A national day of mourning is a day or days marked by mourning and memorial activities observed among the majority of a country's populace. They are designated by the national government. Such days include those marking the death or funeral of a renowned individual or individuals from that country or elsewhere or the anniversary of such a death or deaths, the anniversaries of a significant natural or man-made disaster occurring either in the country or another country, wartime commemorations or in memory of the victims of a terrorist attack. Flying a national or military flag of that country at half-mast is a common symbol.

List
The following are lists for national days of mourning across the world:
 Before 2000
 2000–2019
 2020–present

Selected list of figures recognized

State officials 
 A National Day of Mourning is typically declared for Presidents of the United States, usually on the day of their funerals. Beginning with John F. Kennedy, these days are also considered federal holidays. There was no official day of mourning for Herbert Hoover.
 In the Soviet Union, an official mourning period was reserved for the deaths of leaders or former leaders, with Alexei Rykov, Nikita Khrushchev and Georgy Malenkov being notable exceptions after Rykov was executed during the Great Purge and the other two were relegated to obscurity.

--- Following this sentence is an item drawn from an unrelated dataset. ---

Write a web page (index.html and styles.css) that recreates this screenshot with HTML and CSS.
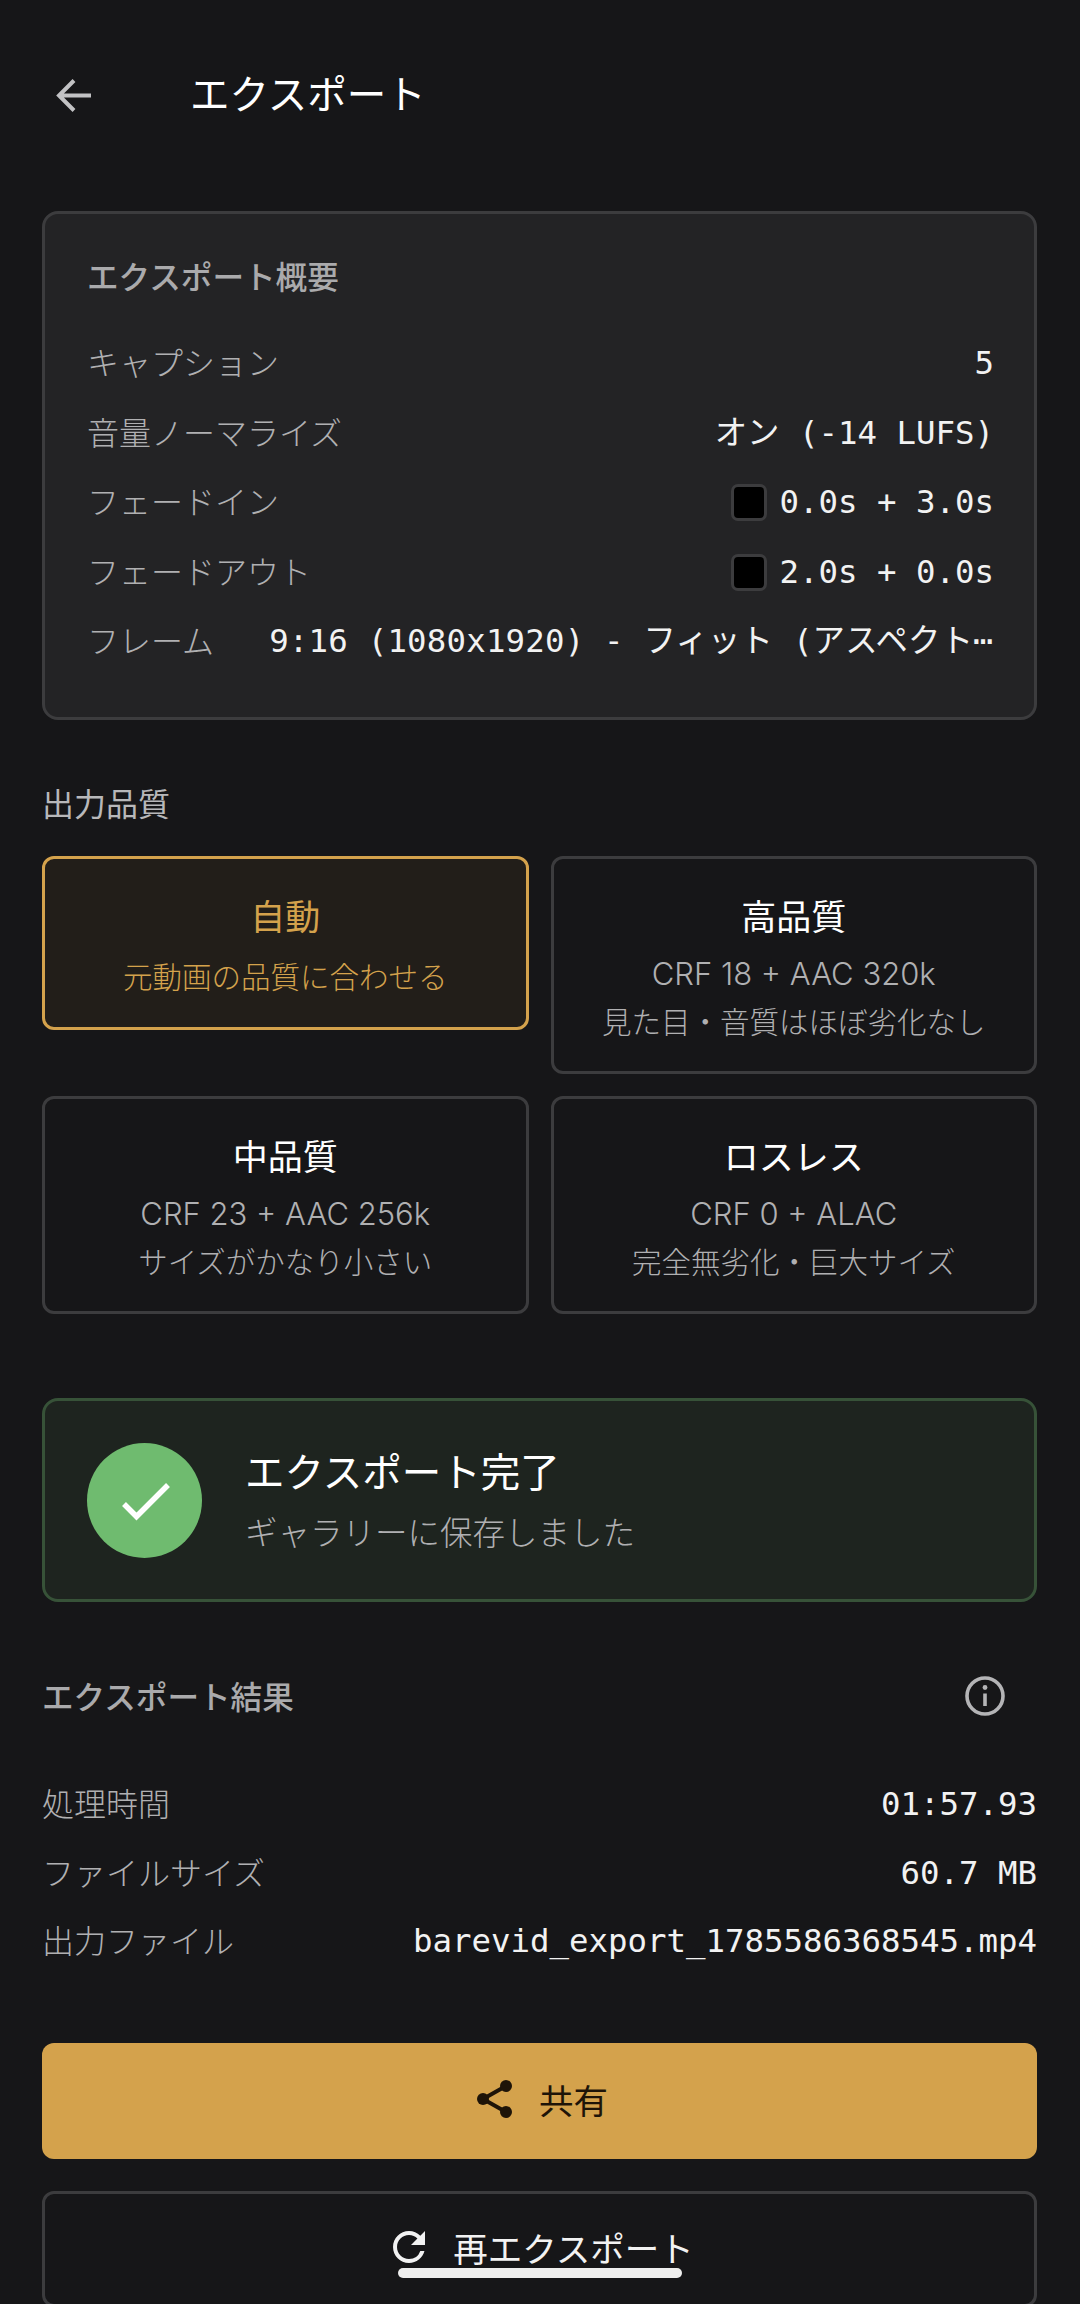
FILE: index.html
```html
<!DOCTYPE html>
<html lang="ja">
<head>
<meta charset="utf-8">
<title>エクスポート</title>
<link rel="stylesheet" href="styles.css">
</head>
<body>
<div class="page">
  <header class="topbar">
    <svg class="back-icon" viewBox="0 0 48 48" fill="none"><path d="M42 24.500H11M25 9.500 10 24.500l15 15" stroke="#c2c2c4" stroke-width="4"/></svg>
    <h1 class="topbar-title">エクスポート</h1>
  </header>

  <section class="summary">
    <h2 class="summary-title">エクスポート概要</h2>
    <div class="rows">
      <div class="row"><span class="label">キャプション</span><span class="value">5</span></div>
      <div class="row"><span class="label">音量ノーマライズ</span><span class="value">オン (-14 LUFS)</span></div>
      <div class="row"><span class="label">フェードイン</span><span class="value value-swatch"><i class="swatch"></i>0.0s + 3.0s</span></div>
      <div class="row"><span class="label">フェードアウト</span><span class="value value-swatch"><i class="swatch"></i>2.0s + 0.0s</span></div>
      <div class="row"><span class="label">フレーム</span><span class="value value-frame">9:16 (1080x1920) - フィット (アスペクト⋯</span></div>
    </div>
  </section>

  <h2 class="section-title">出力品質</h2>
  <div class="quality-grid">
    <div class="quality quality-on">
      <div class="q-title">自動</div>
      <div class="q-sub">元動画の品質に合わせる</div>
    </div>
    <div class="quality">
      <div class="q-title">高品質</div>
      <div class="q-spec">CRF 18 + AAC 320k</div>
      <div class="q-sub">見た目・音質はほぼ劣化なし</div>
    </div>
    <div class="quality">
      <div class="q-title">中品質</div>
      <div class="q-spec">CRF 23 + AAC 256k</div>
      <div class="q-sub">サイズがかなり小さい</div>
    </div>
    <div class="quality">
      <div class="q-title">ロスレス</div>
      <div class="q-spec">CRF 0 + ALAC</div>
      <div class="q-sub">完全無劣化・巨大サイズ</div>
    </div>
  </div>

  <section class="done">
    <div class="done-circle">
      <svg class="done-check" viewBox="0 0 115 115" fill="none"><path d="M37 61 49.500 73.500 81 42" stroke="#fff" stroke-width="5.500"/></svg>
    </div>
    <div class="done-text">
      <div class="done-title">エクスポート完了</div>
      <div class="done-sub">ギャラリーに保存しました</div>
    </div>
  </section>

  <div class="result-head">
    <h2 class="result-title">エクスポート結果</h2>
    <svg class="info-icon" viewBox="0 0 48 48" fill="none"><circle cx="24" cy="24" r="18" stroke="#b4b4b6" stroke-width="3.600"/><path d="M24 21.500V34" stroke="#b4b4b6" stroke-width="3.600"/><circle cx="24" cy="15.500" r="2.400" fill="#b4b4b6"/></svg>
  </div>
  <div class="result-rows">
    <div class="row"><span class="label">処理時間</span><span class="value">01:57.93</span></div>
    <div class="row"><span class="label">ファイルサイズ</span><span class="value">60.7 MB</span></div>
    <div class="row"><span class="label">出力ファイル</span><span class="value">barevid_export_1785586368545.mp4</span></div>
  </div>

  <button class="btn btn-primary">
    <svg class="btn-icon" viewBox="0 0 48 48" fill="none"><path d="M35 11 12 24l23 13" stroke="#1e1408" stroke-width="4"/><circle cx="35" cy="11" r="6" fill="#1e1408"/><circle cx="12" cy="24" r="6" fill="#1e1408"/><circle cx="35" cy="37" r="6" fill="#1e1408"/></svg>
    <span>共有</span>
  </button>
  <button class="btn btn-outline">
    <svg class="btn-icon" viewBox="0 0 24 24"><path fill="#f2f2f2" d="M17.650 6.350A7.958 7.958 0 0 0 12 4c-4.420 0-7.990 3.580-7.990 8s3.570 8 7.990 8c3.730 0 6.840-2.550 7.730-6h-2.080A5.990 5.990 0 0 1 12 18c-3.310 0-6-2.690-6-6s2.690-6 6-6c1.660 0 3.140.690 4.220 1.780L13 11h7V4l-2.350 2.350z"/></svg>
    <span>再エクスポート</span>
  </button>

  <div class="home-bar"></div>
</div>
</body>
</html>
```
FILE: styles.css
```css
* { box-sizing: border-box; }
html, body { margin: 0; padding: 0; }
body {
  width: 1080px;
  height: 2304px;
  overflow: hidden;
  background: #161618;
  font-family: Inter, "Noto Sans CJK JP", sans-serif;
  color: #f2f2f2;
}
h1, h2 { margin: 0; font: inherit; }
.page {
  position: relative;
  height: 2304px;
  padding: 0 43px 0 42px;
  overflow: hidden;
}
.topbar {
  display: flex;
  align-items: center;
  height: 190px;
  padding-left: 7px;
  gap: 93px;
}
.back-icon { width: 48px; height: 48px; flex: none; }
.topbar-title { font-size: 39.500px; font-weight: 400; line-height: 50px; color: #fff; }

.summary {
  margin-top: 21px;
  height: 509px;
  padding: 41px 40px 0 42px;
  background: #232325;
  border: 3px solid #3c3c3e;
  border-radius: 16px;
}
.summary-title { font-size: 31.600px; font-weight: 500; line-height: 46px; color: #aaaaac; }
.rows { margin-top: 39px; display: flex; flex-direction: column; gap: 22px; }
.row { display: flex; align-items: center; justify-content: space-between; height: 47.500px; gap: 40px; }
.label { flex: none; font-size: 32px; font-weight: 300; line-height: 47px; color: #b0b0b2; }
.value {
  font-family: "DejaVu Sans Mono", "Noto Sans CJK JP", monospace;
  font-size: 32.400px;
  line-height: 47px;
  color: #f2f2f2;
  white-space: nowrap;
}
.value-frame { letter-spacing: 0.200px; margin-right: 1px; }
.value-swatch { display: flex; align-items: center; gap: 12px; }
.swatch {
  display: block;
  width: 36px;
  height: 37px;
  background: #000;
  border: 3px solid #3c3c3e;
  border-radius: 7px;
}

.section-title {
  margin-top: 62px;
  font-size: 32px;
  font-weight: 400;
  line-height: 46px;
  color: #b8b8ba;
}
.quality-grid {
  margin-top: 28px;
  display: grid;
  grid-template-columns: 1fr 1fr;
  gap: 22px;
  align-items: start;
}
.quality {
  padding: 36px 6px 25px;
  text-align: center;
  border: 3px solid #3c3c3e;
  border-radius: 12px;
}
.q-title { font-size: 35px; font-weight: 400; line-height: 44px; color: #fff; margin-bottom: 11px; }
.q-sub { font-size: 29.500px; font-weight: 300; line-height: 48px; color: #b0b0b2; }
.q-spec { font-size: 31px; font-weight: 300; line-height: 48px; color: #b0b0b2; }
.quality-on { background: #221e19; border-color: #d4a24c; padding-top: 36px; padding-bottom: 26px; }
.quality-on .q-title { color: #d4a24c; margin-bottom: 14px; }
.quality-on .q-sub { color: #d4a24c; }

.done {
  margin-top: 84px;
  height: 204px;
  display: flex;
  align-items: center;
  padding-left: 42px;
  gap: 43px;
  background: #1e241f;
  border: 3px solid #375238;
  border-radius: 16px;
}
.done-circle { width: 115px; height: 115px; border-radius: 50%; background: #6fbb6f; flex: none; }
.done-check { display: block; width: 115px; height: 115px; }
.done-text { display: flex; flex-direction: column; gap: 13px; margin-top: 4px; }
.done-title { font-size: 39.500px; font-weight: 400; line-height: 50px; color: #fff; }
.done-sub { font-size: 32.500px; font-weight: 300; line-height: 46px; color: #b0b0b2; }

.result-head {
  margin-top: 48px;
  height: 96px;
  display: flex;
  align-items: center;
  justify-content: space-between;
  padding-right: 28px;
}
.result-title { font-size: 31.600px; font-weight: 500; line-height: 46px; color: #aaaaac; }
.info-icon { width: 48px; height: 48px; margin-top: -4px; }

.result-rows { margin-top: 35px; display: flex; flex-direction: column; gap: 21px; }

.btn {
  display: flex;
  align-items: center;
  justify-content: center;
  gap: 20px;
  width: 100%;
  height: 116px;
  font: inherit;
  font-size: 34.500px;
  font-weight: 400;
  border-radius: 12px;
  padding: 0 0 3px;
}
.btn-icon { width: 48px; height: 48px; flex: none; }
.btn-primary { margin-top: 77px; background: #d4a24c; border: 0; color: #1e1408; }
.btn-outline { margin-top: 32px; background: transparent; border: 3px solid #3c3c3e; color: #f2f2f2; }

.home-bar {
  position: absolute;
  left: 398px;
  top: 2268px;
  width: 284px;
  height: 10px;
  border-radius: 5px;
  background: #eeeeee;
}
```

Khrushchev's death was announced only hours before he was buried without full state honors, while Malenkov's death was publicly announced more than 2 weeks after he died. This custom changed in 1968 when a national day of mourning was declared for Soviet cosmonaut Yuri Gagarin, the first human to journey into outer space. In the final years of the Soviet Union, official mourning was declared for 2 disasters: the 1988 Armenian earthquake and the Ufa train disaster.
 Presidents of Mexico, usually on the day of their funerals. These days are usually considered municipal and religious holidays in Mexico City and federal holidays in the rest of the republic. Miguel de la Madrid in 2012 was the most recent.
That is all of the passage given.